OBJECTIVE
Transcribe the whole listing below without changing a word, but leave out every image.

☆ ☆ ☆ ☆ ☆

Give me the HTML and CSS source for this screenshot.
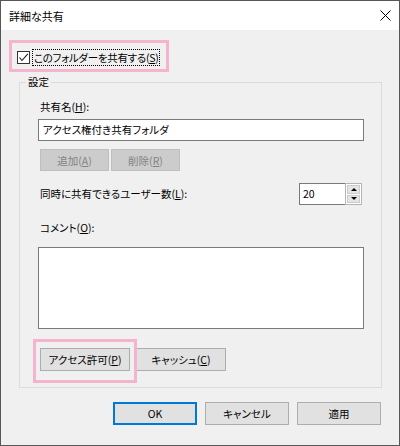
FILE: index.html
```html
<!DOCTYPE html>
<html lang="ja">
<head>
<meta charset="utf-8">
<title>詳細な共有</title>
<link rel="stylesheet" href="styles.css">
</head>
<body>
<div class="window">
  <div class="titlebar">
    <span class="title">詳細な共有</span>
    <span class="close"><svg width="11" height="11" viewBox="0 0 11 11"><path d="M0.5 0.5 L10.5 10.5 M10.5 0.5 L0.5 10.5" stroke="#000" stroke-width="1" fill="none"/></svg></span>
  </div>
  <div class="content">
    <div class="check-row">
      <span class="checkbox"><svg width="11" height="11" viewBox="0 0 11 11"><path d="M1.5 5.5 L4 8.5 L9.8 1.8" stroke="#1a1a1a" stroke-width="1.1" fill="none"/></svg></span>
      <span class="check-label">このフォルダーを共有する(<u>S</u>)</span>
      <span class="highlight hl-check"></span>
    </div>
    <fieldset class="group">
      <legend>設定</legend>
      <div class="label">共有名(<u>H</u>):</div>
      <div class="textbox">アクセス権付き共有フォルダ</div>
      <div class="btn-row small">
        <span class="btn disabled">追加(<u>A</u>)</span>
        <span class="btn disabled">削除(<u>R</u>)</span>
      </div>
      <div class="users-row">
        <span class="label">同時に共有できるユーザー数(<u>L</u>):</span>
        <div class="spin">
          <span class="spin-field">20</span>
          <span class="spin-btns">
            <span class="spin-btn"><span class="tri up"></span></span>
            <span class="spin-btn"><span class="tri down"></span></span>
          </span>
        </div>
      </div>
      <div class="label comment-label">コメント(<u>O</u>):</div>
      <div class="textarea"></div>
      <div class="btn-row perm">
        <span class="btn wide hl-wrap">アクセス許可(<u>P</u>)<span class="highlight hl-perm"></span></span>
        <span class="btn wide">キャッシュ(<u>C</u>)</span>
      </div>
    </fieldset>
    <div class="dialog-buttons">
      <span class="btn dlg default">OK</span>
      <span class="btn dlg">キャンセル</span>
      <span class="btn dlg">適用</span>
    </div>
  </div>
</div>
</body>
</html>
```
FILE: styles.css
```css
* { box-sizing: border-box; }
html, body { margin: 0; padding: 0; }
body {
  width: 400px;
  height: 446px;
  overflow: hidden;
  font-family: "Noto Sans CJK JP", "Yu Gothic UI", sans-serif;
  font-size: 10.5px;
  color: #000;
  font-feature-settings: "palt";
  background: #f0f0f0;
}
u { text-decoration-thickness: 1px; text-underline-offset: 1px; }
.window {
  width: 400px;
  height: 446px;
  border: 1px solid #575757;
  background: #f0f0f0;
  display: flex;
  flex-direction: column;
}
.titlebar {
  height: 29px;
  flex: none;
  background: #fff;
  display: flex;
  align-items: center;
  justify-content: space-between;
  padding: 0 8px 0 8px;
}
.title { line-height: 16px; font-size: 11px; }
.close { display: flex; width: 11px; height: 11px; }
.content {
  flex: 1;
  padding: 19px 0 0 16px;
  display: flex;
  flex-direction: column;
  align-items: flex-start;
}
.check-row {
  position: relative;
  display: flex;
  align-items: center;
  height: 16px;
}
.checkbox {
  width: 13px;
  height: 13px;
  border: 1px solid #333;
  background: #fff;
  display: flex;
  margin-right: 3px;
}
.check-label {
  line-height: 15px;
  outline: 1px dotted #000;
  outline-offset: 0;
  padding: 0 1px;
  letter-spacing: -0.3px;
}
.highlight {
  position: absolute;
  border: 3px solid #f5b4cd;
  pointer-events: none;
}
.hl-check { top: -9px; left: -8px; right: -10px; bottom: -7px; }
.group {
  margin: 9px 0 0 2px;
  width: 363px;
  min-width: 0;
  border: 1px solid #dcdcdc;
  padding: 9px 16px 16px 18px;
  display: flex;
  flex-direction: column;
  align-items: flex-start;
}
.group legend {
  margin-left: -12px;
  padding: 0 2px;
  line-height: 16px;
  font-size: 10.5px;
}
.label { line-height: 16px; padding-left: 2px; }
.textbox {
  margin-top: 4px;
  width: 326px;
  height: 22px;
  border: 1px solid #7a7a7a;
  background: #fff;
  padding-left: 4px;
  line-height: 20px;
}
.btn-row { display: flex; padding-left: 2px; }
.btn-row.small { margin-top: 8px; gap: 2px; }
.btn {
  display: flex;
  align-items: center;
  justify-content: center;
  height: 22px;
  border: 1px solid #adadad;
  background: #e1e1e1;
  white-space: nowrap;
}
.btn.disabled {
  width: 69px;
  background: #cccccc;
  border-color: #bfbfbf;
  color: #838383;
}
.users-row {
  margin-top: 12px;
  width: 326px;
  height: 22px;
  padding-right: 2px;
  display: flex;
  align-items: center;
  justify-content: space-between;
}
.spin { width: 63px; height: 22px; display: flex; }
.spin-field {
  flex: 1;
  background: #fff;
  border: 1px solid #7a7a7a;
  border-right: none;
  padding-left: 3px;
  line-height: 20px;
}
.spin-btns {
  width: 17px;
  border: 1px solid #b5b5b5;
  background: #fff;
  padding: 1px;
  display: flex;
  flex-direction: column;
  gap: 1px;
}
.spin-btn {
  flex: 1;
  background: #e5e5e5;
  border: 1px solid #cccccc;
  display: flex;
  align-items: center;
  justify-content: center;
}
.tri { width: 0; height: 0; border-left: 3px solid transparent; border-right: 3px solid transparent; }
.tri.up { border-bottom: 3px solid #000; }
.tri.down { border-top: 3px solid #000; }
.comment-label { margin-top: 15px; }
.textarea {
  margin-top: 11px;
  width: 326px;
  height: 82px;
  border: 1px solid #7a7a7a;
  background: #fff;
}
.btn-row.perm { margin-top: 19px; gap: 6px; }
.btn.wide { width: 90px; height: 23px; }
.hl-wrap { position: relative; }
.hl-perm { top: -10px; left: -8px; right: -8px; bottom: -13px; }
.dialog-buttons {
  align-self: flex-end;
  margin: 14px 18px 0 0;
  display: flex;
  gap: 8px;
}
.btn.dlg { width: 84px; height: 23px; }
.btn.default { border: 2px solid #0078d7; }
```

☆ ☆ ☆ ☆ ☆

EXERCISE RESPONSE
Give me the HTML and CSS source for this screenshot.
FILE: index.html
```html
<!DOCTYPE html>
<html lang="ja">
<head>
<meta charset="utf-8">
<title>詳細な共有</title>
<link rel="stylesheet" href="styles.css">
</head>
<body>
<div class="window">
  <div class="titlebar">
    <span class="title">詳細な共有</span>
    <span class="close"><svg width="11" height="11" viewBox="0 0 11 11"><path d="M0.5 0.5 L10.5 10.5 M10.5 0.5 L0.5 10.5" stroke="#000" stroke-width="1" fill="none"/></svg></span>
  </div>
  <div class="content">
    <div class="check-row">
      <span class="checkbox"><svg width="11" height="11" viewBox="0 0 11 11"><path d="M1.5 5.5 L4 8.5 L9.8 1.8" stroke="#1a1a1a" stroke-width="1.1" fill="none"/></svg></span>
      <span class="check-label">このフォルダーを共有する(<u>S</u>)</span>
      <span class="highlight hl-check"></span>
    </div>
    <fieldset class="group">
      <legend>設定</legend>
      <div class="label">共有名(<u>H</u>):</div>
      <div class="textbox">アクセス権付き共有フォルダ</div>
      <div class="btn-row small">
        <span class="btn disabled">追加(<u>A</u>)</span>
        <span class="btn disabled">削除(<u>R</u>)</span>
      </div>
      <div class="users-row">
        <span class="label">同時に共有できるユーザー数(<u>L</u>):</span>
        <div class="spin">
          <span class="spin-field">20</span>
          <span class="spin-btns">
            <span class="spin-btn"><span class="tri up"></span></span>
            <span class="spin-btn"><span class="tri down"></span></span>
          </span>
        </div>
      </div>
      <div class="label comment-label">コメント(<u>O</u>):</div>
      <div class="textarea"></div>
      <div class="btn-row perm">
        <span class="btn wide hl-wrap">アクセス許可(<u>P</u>)<span class="highlight hl-perm"></span></span>
        <span class="btn wide">キャッシュ(<u>C</u>)</span>
      </div>
    </fieldset>
    <div class="dialog-buttons">
      <span class="btn dlg default">OK</span>
      <span class="btn dlg">キャンセル</span>
      <span class="btn dlg">適用</span>
    </div>
  </div>
</div>
</body>
</html>
```
FILE: styles.css
```css
* { box-sizing: border-box; }
html, body { margin: 0; padding: 0; }
body {
  width: 400px;
  height: 446px;
  overflow: hidden;
  font-family: "Noto Sans CJK JP", "Yu Gothic UI", sans-serif;
  font-size: 10.5px;
  color: #000;
  font-feature-settings: "palt";
  background: #f0f0f0;
}
u { text-decoration-thickness: 1px; text-underline-offset: 1px; }
.window {
  width: 400px;
  height: 446px;
  border: 1px solid #575757;
  background: #f0f0f0;
  display: flex;
  flex-direction: column;
}
.titlebar {
  height: 29px;
  flex: none;
  background: #fff;
  display: flex;
  align-items: center;
  justify-content: space-between;
  padding: 0 8px 0 8px;
}
.title { line-height: 16px; font-size: 11px; }
.close { display: flex; width: 11px; height: 11px; }
.content {
  flex: 1;
  padding: 19px 0 0 16px;
  display: flex;
  flex-direction: column;
  align-items: flex-start;
}
.check-row {
  position: relative;
  display: flex;
  align-items: center;
  height: 16px;
}
.checkbox {
  width: 13px;
  height: 13px;
  border: 1px solid #333;
  background: #fff;
  display: flex;
  margin-right: 3px;
}
.check-label {
  line-height: 15px;
  outline: 1px dotted #000;
  outline-offset: 0;
  padding: 0 1px;
  letter-spacing: -0.3px;
}
.highlight {
  position: absolute;
  border: 3px solid #f5b4cd;
  pointer-events: none;
}
.hl-check { top: -9px; left: -8px; right: -10px; bottom: -7px; }
.group {
  margin: 9px 0 0 2px;
  width: 363px;
  min-width: 0;
  border: 1px solid #dcdcdc;
  padding: 9px 16px 16px 18px;
  display: flex;
  flex-direction: column;
  align-items: flex-start;
}
.group legend {
  margin-left: -12px;
  padding: 0 2px;
  line-height: 16px;
  font-size: 10.5px;
}
.label { line-height: 16px; padding-left: 2px; }
.textbox {
  margin-top: 4px;
  width: 326px;
  height: 22px;
  border: 1px solid #7a7a7a;
  background: #fff;
  padding-left: 4px;
  line-height: 20px;
}
.btn-row { display: flex; padding-left: 2px; }
.btn-row.small { margin-top: 8px; gap: 2px; }
.btn {
  display: flex;
  align-items: center;
  justify-content: center;
  height: 22px;
  border: 1px solid #adadad;
  background: #e1e1e1;
  white-space: nowrap;
}
.btn.disabled {
  width: 69px;
  background: #cccccc;
  border-color: #bfbfbf;
  color: #838383;
}
.users-row {
  margin-top: 12px;
  width: 326px;
  height: 22px;
  padding-right: 2px;
  display: flex;
  align-items: center;
  justify-content: space-between;
}
.spin { width: 63px; height: 22px; display: flex; }
.spin-field {
  flex: 1;
  background: #fff;
  border: 1px solid #7a7a7a;
  border-right: none;
  padding-left: 3px;
  line-height: 20px;
}
.spin-btns {
  width: 17px;
  border: 1px solid #b5b5b5;
  background: #fff;
  padding: 1px;
  display: flex;
  flex-direction: column;
  gap: 1px;
}
.spin-btn {
  flex: 1;
  background: #e5e5e5;
  border: 1px solid #cccccc;
  display: flex;
  align-items: center;
  justify-content: center;
}
.tri { width: 0; height: 0; border-left: 3px solid transparent; border-right: 3px solid transparent; }
.tri.up { border-bottom: 3px solid #000; }
.tri.down { border-top: 3px solid #000; }
.comment-label { margin-top: 15px; }
.textarea {
  margin-top: 11px;
  width: 326px;
  height: 82px;
  border: 1px solid #7a7a7a;
  background: #fff;
}
.btn-row.perm { margin-top: 19px; gap: 6px; }
.btn.wide { width: 90px; height: 23px; }
.hl-wrap { position: relative; }
.hl-perm { top: -10px; left: -8px; right: -8px; bottom: -13px; }
.dialog-buttons {
  align-self: flex-end;
  margin: 14px 18px 0 0;
  display: flex;
  gap: 8px;
}
.btn.dlg { width: 84px; height: 23px; }
.btn.default { border: 2px solid #0078d7; }
```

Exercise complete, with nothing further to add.